Hablar de diversidad en educación se ha convertido, y así debiera ser, en una bandera de lucha para grupos que históricamente han sido discriminados en las escuelas y por la sociedad. Como consecuencia, esto aparece hoy en los documentos institucionales, en los discursos oficiales, en las formaciones docentes. Pero detrás de esta lucha, la que vale poner en entredicho es la noción de la diversidad como “lo otro”, lo distinto, lo que se sale del estándar, lo debe ser incluido.
Al final, este concepto se ha vaciado de tal manera, que seguimos pensando la escuela desde una lógica binaria. Por un lado, los alumnos “normales”, los que no tienen necesidades educativas especiales, los que no requiere un apoyo especial. Por otro, los que presentan estas necesidades educativas diferentes, la neurodiversidad. Desde ahí se habla, comúnmente de inclusión: como un gesto generoso de un sistema hacia quienes supuestamente tienen carencias.
Pero ¿y si todos los estudiantes tuvieran necesidades educativas particulares, más o menos visibles, sistematizadas e incómodas para el funcionamiento habitual de la escuela? ¿Y si la educación, en lugar de considerar a la diversidad como un desafío a resolver, la asumiera como su punto de partida?
En cómo “incluir” a quienes son diferentes hay que pasar a asumir que la diferencia es constitutiva del hecho educativo. Que no hay un alumno tipo. Que enseñar es, por definición, adaptarse a múltiples modos de conocer, de expresarse, de conectar en las aulas. Entonces, cualquier diseño educativo, que parte de la idea de homogeneidad está destinado a excluir.
Con esto no quiero decir que haya que negar que algunos estudiantes enfrentan barreras específicas para aprender. Pero esto significa entender que esas barreras no solo están en los diagnósticos, sino también en las estructuras rígidas que definen qué y cómo se enseña y, más importante aún, qué se espera de quien aprende.

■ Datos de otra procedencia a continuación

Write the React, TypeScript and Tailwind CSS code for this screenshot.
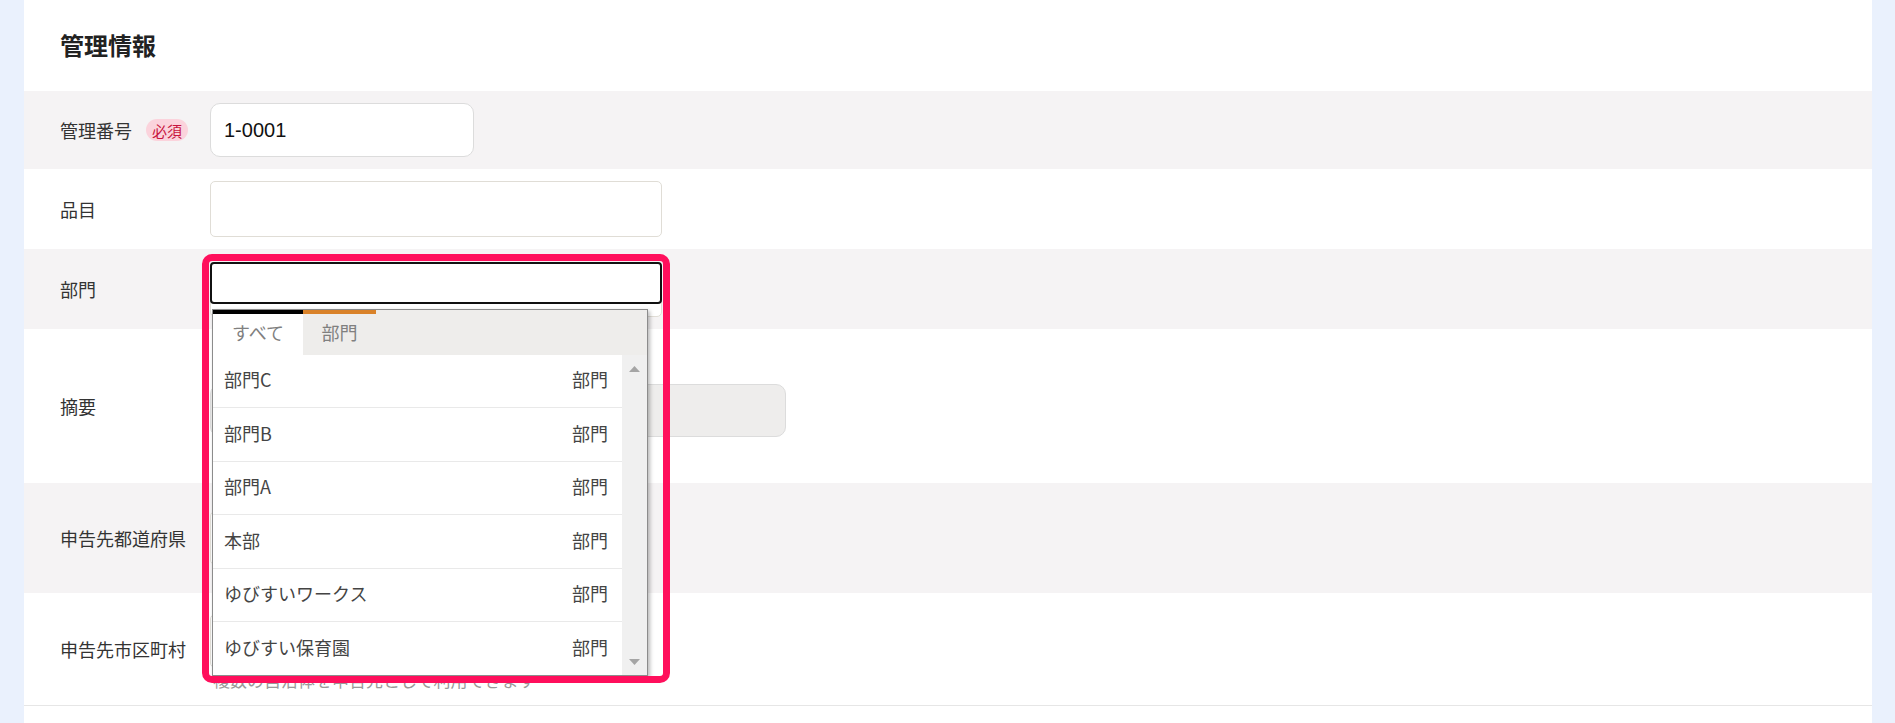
import React from "react";

const items = ["部門C", "部門B", "部門A", "本部", "ゆびすいワークス", "ゆびすい保育園"];

function Badge() {
  return (
    <span className="ml-[14px] inline-flex h-[22px] items-center rounded-full bg-[#fbd3dc] px-[6px] text-[15px] leading-none text-[#c8163f]">
      必須
    </span>
  );
}

function DeptDropdown() {
  return (
    <div className="absolute left-[1px] top-[46px] z-10 flex h-[367px] w-[436px] flex-col border border-[#8c8c8c] bg-white shadow-[2px_2px_4px_rgba(0,0,0,0.28)]">
      {/* tabs */}
      <div className="flex h-[45px] shrink-0 bg-[#eeedeb]">
        <div className="flex w-[90px] items-center justify-center border-t-4 border-black bg-white pb-[4px] text-[18px] text-[#808080]">
          すべて
        </div>
        <div className="flex w-[73px] items-center justify-center border-t-4 border-[#d98229] pb-[4px] text-[18px] text-[#808080]">
          部門
        </div>
      </div>

      <div className="flex min-h-0 flex-1">
        <div className="flex flex-1 flex-col">
          {items.map((name, i) => (
            <div
              key={name}
              className={`flex flex-1 items-center justify-between pb-[2px] pl-[11px] pr-[14px] text-[18px] text-[#444] ${
                i < items.length - 1 ? "border-b border-[#e9e9e9]" : ""
              }`}
            >
              <span>{name}</span>
              <span>部門</span>
            </div>
          ))}
        </div>
        {/* scrollbar */}
        <div className="flex w-[25px] flex-col items-center justify-between bg-[#f0f0f0] pb-[10px] pt-[11px]">
          <svg width="11" height="6" viewBox="0 0 11 6">
            <path d="M0 6 L5.5 0 L11 6 Z" fill="#a5a5a5" />
          </svg>
          <svg width="11" height="6" viewBox="0 0 11 6">
            <path d="M0 0 L5.5 6 L11 0 Z" fill="#a5a5a5" />
          </svg>
        </div>
      </div>
    </div>
  );
}

export default function App() {
  const label = "w-[150px] shrink-0 text-[18px] text-[#333]";

  return (
    <div className="min-h-screen bg-[#eaf1fd] pl-[24px] pr-[23px] font-['Noto_Sans_CJK_JP','Noto_Sans',sans-serif] leading-normal">
      <div className="bg-white">
        {/* 見出し */}
        <div className="flex h-[91px] items-center pb-[2px] pl-[36px]">
          <h2 className="text-[24px] font-bold text-[#222]">管理情報</h2>
        </div>

        {/* 管理番号 */}
        <div className="flex h-[78px] items-center bg-[#f5f3f4] pl-[36px]">
          <div className={`${label} flex items-center`}>
            管理番号
            <Badge />
          </div>
          <div className="flex h-[54px] w-[264px] items-center rounded-[10px] border border-[#dcdcdc] bg-white pl-[13px] font-['Liberation_Sans',sans-serif] text-[20px] text-[#111]">
            1-0001
          </div>
        </div>

        {/* 品目 */}
        <div className="flex h-[80px] items-center pl-[36px]">
          <div className={label}>品目</div>
          <div className="h-[56px] w-[452px] rounded-[5px] border border-[#e0ddd6] bg-white" />
        </div>

        {/* 部門 */}
        <div className="flex h-[80px] items-center bg-[#f5f3f4] pl-[36px]">
          <div className={label}>部門</div>
          <div className="relative h-[55px] w-[452px] rounded-[5px] border border-[#e0ddd6] bg-white">
            <div className="absolute left-[-1px] right-[-1px] top-[-1px] h-[42px] rounded-[4px] border-2 border-[#111] bg-white" />
            <DeptDropdown />
            <div className="pointer-events-none absolute left-[-9px] top-[-9px] z-20 h-[429px] w-[468px] rounded-[10px] border-[7px] border-[#ff0f5c]" />
          </div>
        </div>

        {/* 摘要 */}
        <div className="flex h-[154px] items-center pl-[36px]">
          <div className={label}>摘要</div>
          <div className="mt-[8px] h-[53px] w-[576px] rounded-[10px] border border-[#dcdcdc] bg-[#eeedec]" />
        </div>

        {/* 申告先都道府県 */}
        <div className="flex h-[110px] items-center bg-[#f5f3f4] pl-[36px]">
          <div className={label}>申告先都道府県</div>
          <div className="h-[54px] w-[300px] rounded-[5px] border border-[#e0ddd6] bg-white" />
        </div>

        {/* 申告先市区町村 */}
        <div className="flex h-[113px] items-center border-b border-[#e6e6e6] pl-[36px]">
          <div className={label}>申告先市区町村</div>
          <div className="flex flex-col pt-[8px]">
            <div className="h-[54px] w-[300px] rounded-[5px] border border-[#e0ddd6] bg-white" />
            <p className="pl-[3px] text-[17px] leading-[24px] text-[#999]">
              複数の自治体を申告先として利用できます
            </p>
          </div>
        </div>

        <div className="h-[17px]" />
      </div>
    </div>
  );
}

La inclusión no puede simplificarse como un programa que se implementa solo cuando hay estudiantes con dificultades evidentes. Es una forma de mirar la educación de todas y todos. Y eso empieza cuando dejamos de hablar de “ellos y ellas” y comenzamos a hablar de “nosotros”. Porque la diversidad no tiene que entrar en la escuela: siempre ha estado entre nosotros.